This work investigates optimal error bounds for prediction with limited selectivity (PLS), where predictors may issue forecasts only on a specified subset of time-series instances. To formalize this constrained online prediction setting, we propose a PLS framework and introduce a novel instance-dependent complexity measure. Based on this measure, we derive tight upper and lower bounds on the optimal prediction error. Our theoretical analysis integrates instance-specific complexity characterization with average-case analysis, yielding the first exact error characterization within the PLS paradigm. Furthermore, we prove that these bounds are achievable with high probability on randomly generated instances, thereby validating both the effectiveness and tightness of the proposed complexity metric. Collectively, our results establish a new theoretical foundation for selective prediction under resource constraints, advancing the understanding of fundamental limits in selective forecasting.

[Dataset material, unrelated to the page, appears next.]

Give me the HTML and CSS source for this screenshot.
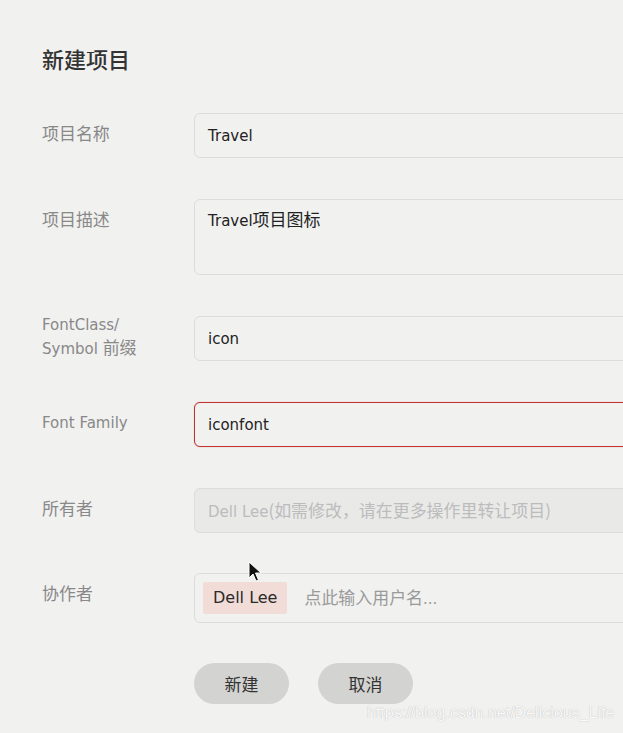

Selective prediction [Dru13, QV19] models the scenario where a forecaster freely decides on the prediction window that their forecast spans. Many data statistics can be predicted to a non-trivial error rate without any distributional assumptions or expert advice, yet these results rely on that the forecaster may predict at any time. We introduce a model of Prediction with Limited Selectivity (PLS) where the forecaster can start the prediction only on a subset of the time horizon. We study the optimal prediction error both on an instance-by-instance basis and via an average-case analysis. We introduce a complexity measure that gives instance-dependent bounds on the optimal error. For a randomly-generated PLS instance, these bounds match with high probability.